Decoration is a passion that is both universal and historical. It can serve a functional purpose or be purely frivolous. Beads and Braids are no exception. Both beads and braids can trace their origins to the dawn of civilization and the combination of the two subjects is nothing new.
As beads and braids compliment each other so well - it is not surprising that examples can be found in most cultures. However - with such a choice of aterials and styles within each technique there are endless possibilities. This means that although this subject has been covered before there is still plenty of scope for new ideas.
Braids can be made in a whole host of different ways. This book concentrates on the Japanese art of Kumihimo made on a Marudai (Round stand).This elegant and adaptable piece of equipment gives the braider maximum control. Consequently beads can be added with more ease and versatility than with other methods. Nevertheless - many of the examples shown in this book can be reproduced using other braiding techniques Forty different ways of combining beads and braids are explored and they are divided into four sections:
1. Beads added to the threads before braiding begins.
2. Beads added during the braiding process.

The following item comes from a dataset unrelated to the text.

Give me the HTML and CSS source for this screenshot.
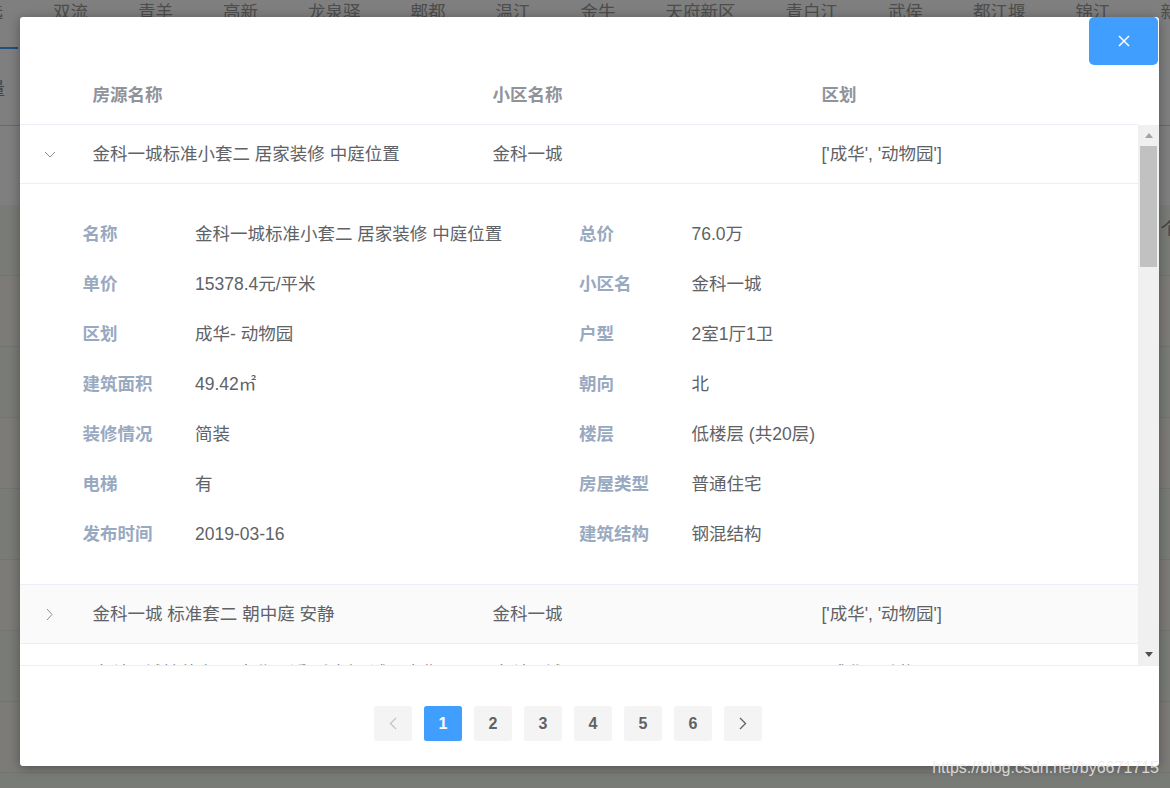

3. Beads added after the braids have been completed.
4. Beaded ends and joins.
The order of the first three sections has been reorganised so that the easier techniques are covered first. Each of these forty concepts are illustrated with three different examples. Every example can be reproduced by following the detailed instructions and diagrams. As the book focuses on the combination of beads and braids - it is not intended as an introduction to Kumihimo.
Beginning information can be found in other books such as Japanese Braiding - The Art of Kumihimo
It is advisable to cover this ground first so that concentration can be placed on the new ideas found within this book. Having said that - readers do not have to be expert braidmakers to use this book to recreate stunning results. The braids used in the samples have deliberately been kept simple; just eight bobbins are required and only nine different sequences of moves are used. This offers a good range of braid structures whilst maintaining an easy to follow format. An effort has also been made to use beads that are readily available whilst exploring a broad range of different bead types.